Still, the AUMF draft does contain a sunset provision in Section 4, such that authorization for the use of force expires in 60 days (90, under various conditions). This is not insignificant, nor should it be easily dismissed; although historically Congress has been reluctant to let authorization expire when it meant abandoning a president, mid-stream. Even if the Syria AUMF did expire, President Obama deployed forces to Libya without consulting Congress, and has repeatedly insisted that he doesn't need legislative authorization to strike Syria.

For that very reason, many no doubt view legal parsing of any congressional authorization for the use of force as an academic waste of time. Has not every president in recent memory, from both parties, claimed independent constitutional authority from Article II to take military action, regardless of congressional support? (Indeed, the Syria AUMF even recognizes the Executive's "authority under the Constitution to use force in order to defend the national security interests of the United States.")
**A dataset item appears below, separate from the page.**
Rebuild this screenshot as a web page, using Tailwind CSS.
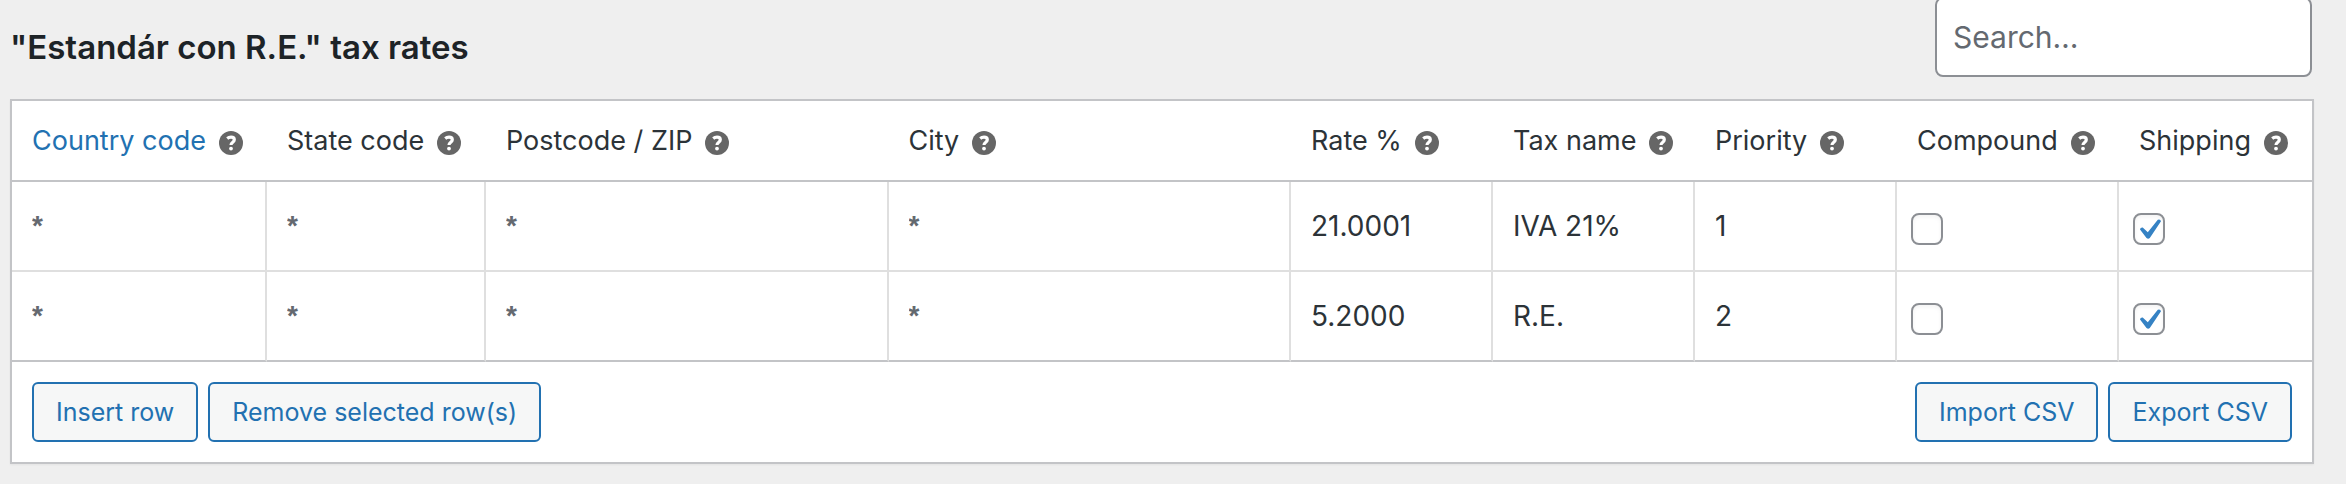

All of that is true, but legislative authorization is not irrelevant. Under Supreme Court precedent, the Executive's constitutional authority in foreign affairs is at a higher watermark when he is acting within the confines of statutory authorization or ambiguity than when he is rejecting congressional restrictions, or acting in their absence. Ultimately, of course, presidential action is curbed by politics, not the law, but acting within legislative parameters is good politics; and tailoring those parameters narrowly is imperative to containing the scope of another foreign adventure.

Once a commander-in-chief obtains authorization for the use of force, it's difficult, down the road, to put the genie back in the bottle. Congress would do well to tighten the cap.